Entidades repudiam atitude de Arthur Lira

Organizações defensoras da liberdade de imprensa publicaram nota conjunta em repúdio às ações judiciais de Arthur Lira contra os veículos jornalísticos. Para as entidades, trata-se de uma “tentativa de silenciar meios de comunicação” e “tentativa de censura e cerceamento da liberdade de imprensa”.

“É inadmissível que o presidente da Câmara dos Deputados, um dos poderes que devem zelar pelos preceitos constitucionais, faça uso do Judiciário para cercear conteúdos jornalísticos que lhe desagradam”, diz a nota. “A negativa de retirada imediata das reportagens, proferida por dois magistrados diferentes, é um dos sinais do equívoco e do exagero do parlamentar em lidar com o noticiário e com os profissionais de imprensa em uma situação que, certamente, lhe causou desconforto”.

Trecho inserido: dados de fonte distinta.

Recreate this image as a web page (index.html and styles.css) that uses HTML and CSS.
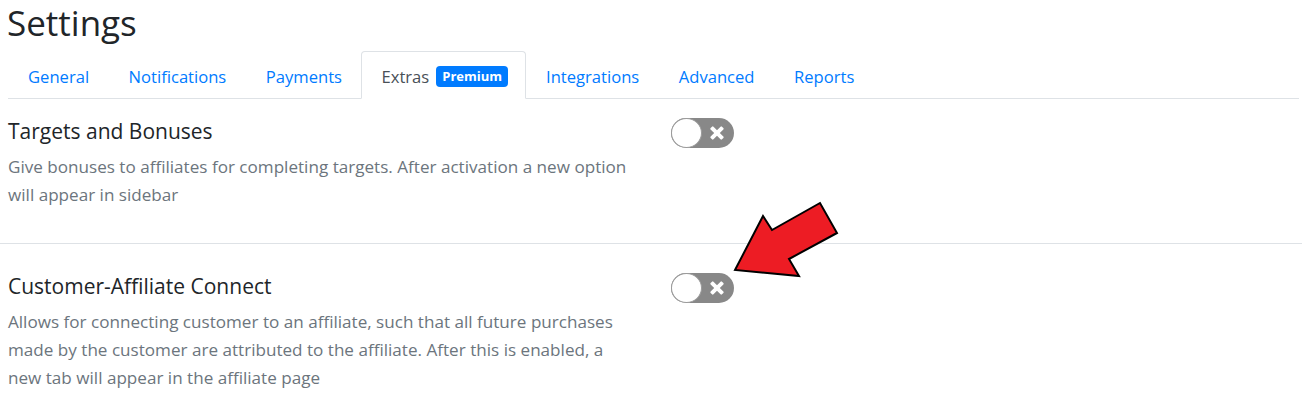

Assinam a nota Associação Brasileira de Jornalismo Investigativo (Abraji), Repórteres Sem Fronteiras (RSF), Associação de Jornalismo Digital (Ajor), Instituto Vladimir Herzog, Federação Nacional dos Jornalistas (Fenaj), Rede Nacional de Proteção de Jornalistas e Comunicadores, Instituto Palavra Aberta e Instituto Tornavoz.